Director: Malik Bendjelloul
Recently successful documentaries have started to raise a few questions regarding the issue of integrity versus entertainment. Isn’t it a documentary’s first and foremost job to give an accurate as possible portrayal of its subjects events? Well, not so any more it would seem. The modern documentary maker is far more concerned with applying narrative structure full of suspense and twists which will keep the viewer hooked and provide a powerful emotional climax to a story which may not necessarily need one.
Of course interpretations and different recollections will always distort the presentation of events. Agenda’s will creep in to the various contributions, and certain subtle edits will be made to highlight the directors own opinions and cinematic objectives. But surely there is a tacit understanding that the basic elements of a story are to be disclosed?
Yet more and more documentary’s are beginning to resemble their fictional biopic counterparts with flashy editing and narrative structure taking precedence over the trivialities of reality. Whether this is the right way to go or not, it is certainly paying off from a success standpoint. Along with recent films like Sena and the Imposter, Searching for Sugar Man has met with widespread acclaim based entirely on its emotional impact with little concern to the objections of those suggesting it might all be based on utter bollocks.
But while the credits still role and you reach for the laptop – hoping it will disguise the choking back of the tears – some brief research quickly reveals that Sugar Man has in fact played loosely with the truth in order to manufacture its pivotal dramatic reveal. There arent exactly any outright lies but some very important omissions, along with a quite obvious plot set up at the very beginning.
Which is all a bit of a shame really given that behind all this unnecessary manipulation still lies a fascinating story of a humble underdog who narrowly missed out on the success and recognition he probably deserved.
Rodriguez “the Sugar Man” was a hispanic folk rock singer songwriter hotly tipped by two people with dubious credentials to rise to the top and stand alongside the greats of Bob Dylan, John Lennon and Dave Grohl. But owing to his crippling shyness, some dodgy record industry management, and the cruel indifference of 1970s materialist hippies, the glitter and riches of success would remain forever out of his reach. Or would it?
The narrative manipulation employed to raise what really is a simple tale into a folk legend is misguided. Though initially entertaining to those going in with no prior knowledge (which is just about everyone) it inevitably backfires leaving an unshakable sense of being cheated.
Luckily there is still plenty of the real story to enjoy (providing you are not the kind of bitterly twisted pedant type) and no amount of short sighted myth making can take away from the natural charm and sweetness of the subject himself. Though barely able to contribute anything of substance to the material owing to his own shyness, coupled with the glaring lack of archive footage to draw upon, Rodriguez’s humble misadventure and the peculiar and unexpected turn of events are undoubtedly a welcome antidote to the ridiculous gravitas usually awarded to the successful rock legends. Through it all his own subtle charisma and uncorrupted outlook provide all the emotional string pulling the story requires.
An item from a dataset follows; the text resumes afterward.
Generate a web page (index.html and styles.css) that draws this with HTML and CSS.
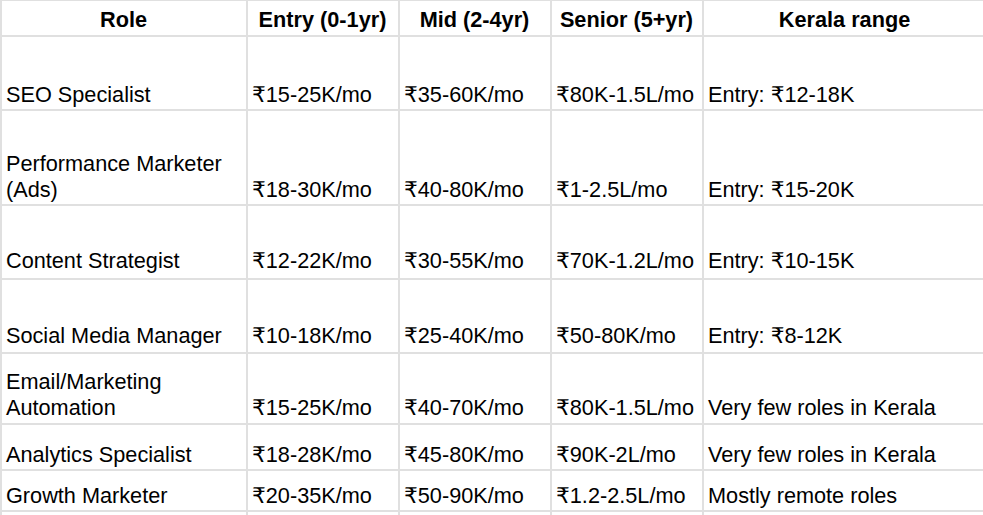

Unfortunately this leaves a lot of the film devoted to the mystery and suspense as we follow a small group of die hard fans from South Africa who team together to uncover what happened to their hero. A lot of time is spent establishing the political and cultural isolation of South Africa and trying to give some credence to the lack of information on Rodriguez available to the crack team . Through some good old fashioned investigation utilising phone calls and internet message boards they slowly uncover the truth behind the bizarre rumours and legends surrounding the mans fate. If only they had thought to do a quick google search.
The small issue of full disclosure aside the story is well put together and if you can accept it as partial fiction for the sake of a gripping story it is undeniably a good ride while it lasts.
Whether there is any truth to his having unjustly missed out on a place in rock history is debatable as much as the film tries to convince – you’ll just have to listen to his music and decide for yourself. But there are undoubtedly one or two great songs to be discovered.
As for the future of the documentary in general, Searching for Sugar Man further pushes the boundaries for imaginary plot threads and big impact reveals which only frustrate once the mundane reality is immediately discovered.
As things continue documentaries will soon be starting with the “based on a true story” disclaimer.